KCK bir deklarasyon yayımlayarak, AKP hükümetinin gerekli adımları atması halinde çatışmaya son vereceklerini ve Kürt sorununun 1 ayda çözülebileceğini açıkladı.
KCK Yürütme Konseyi Eşbaşkanlığı adına yapılan deklarasyonda, son günlerde bazı devletler, uluslararası alanda sorunların barış içinde çözülmesi doğrultusunda çalışma yürüten kurumlar, Güney Kurdîstan’daki bazı örgütler, Türkiye'de bazı güç odakları, demokrasi güçleri ve HDP’den müzakerelere dönülmesi ve sorunların müzakerelerle çözülmesi yönünde gelen istem ve yapılan açıklamalar nedeniyle KCK’nin kamuoyuna açıklama yapma ihtiyacının doğduğu ifade edildi.
Kürt sorununda çözüm için adım atması ve sorunu çözüme kavuşturması gerekenin Türk devleti olduğu belirtilen deklarasyonda sorunun çözümü için acilen atılması gereken adımlar şu şekilde özetlendi:
“AKP iktidarının Kürt sorununun çözümü konusunda gerekli iradeye sahip olduğunu ortaya koyması ve çözüm için adım atacağını Türkiye halklarına taahhüt etmesi, HDP’nin de içinde olduğu bir Meclis Heyetinin Önderliğimizle görüşerek çözüm müzakerelerini hemen başlatma kararını alması ve Önder APO'nun bu süreçte kendi örgütü dahil, parlamento içi ve dışındaki tüm siyasi partiler, Aleviler başta olmak üzere demokratikleşme ve kendi sorunlarının çözümü konusunda görüşü olan topluluklar, sivil toplum örgütleri ve aydınlarla görüşmesine imkan yaratacağını ortaya koyması halinde, Özgürlük Hareketi olarak biz de atılacak adımlar ve karşılıklı taahhütler çerçevesinde üzerimize düşen sorumlulukları her bakımdan yerine getirmeye hazırız.”
KCK deklarasyonunda, Özgürlük Hareketi olarak tercihlerinin demokratik siyasal çözümden yana olduğu vurgulandı. çözümün koşulları şöyle açıklandı:
“Türk devleti ve AKP Hükümetinin bir çözüm politikası geliştirmesi halinde, Kürt sorunu bir ay gibi kısa bir sürede çözülür ve Türkiye'ye barış gelir.
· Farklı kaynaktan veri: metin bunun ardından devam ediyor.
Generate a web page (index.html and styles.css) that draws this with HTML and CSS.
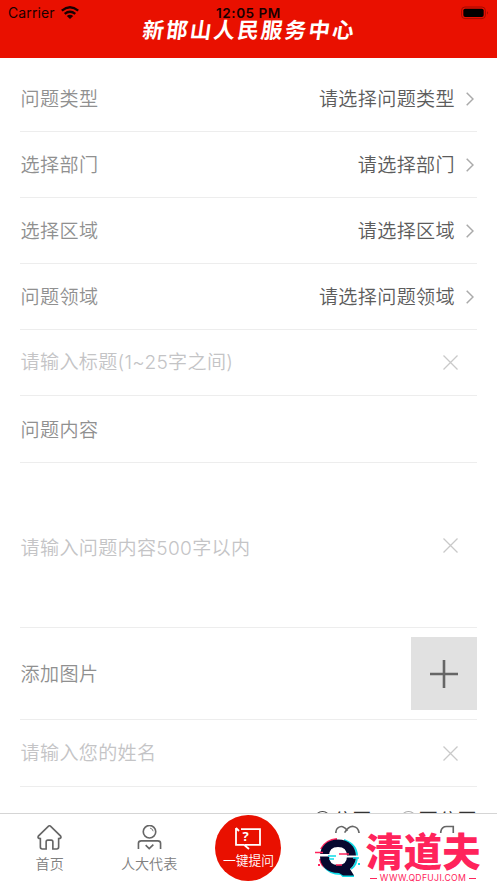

Özgürlük Hareketi olarak, tercihimiz demokratik siyasal çözümden yanadır. Bu konuda her türlü fedakarlığı göstereceğimiz de açıktır. Ancak bunun için ateşkesler ve çatışmasızlıkları araçsallaştırılmayacağını ortaya koyan bir devlet ve hükümet tutumu gerekmektedir. Artık hiç kimse Kürt sorunu, ateşkes, çatışmasızlık ve görüşmeler araçsallaştırılmaktan çıkarılmadığı takdirde, Kürt Özgürlük Hareketi’nden ateşkes ve çatışmasızlık beklememelidir.
Mevcut durumda AKP iktidarı Kürt sorununun çözümü konusunda gerekli iradeye sahip olduğunu ve çözüm için adım atacağını Türkiye halklarına taahhüt etmeden, Kürt sorununun çözümü ve demokratikleşme konusunda beklentilere girmek, halklarımızı aldatmaktan başka anlama gelmeyecektir.”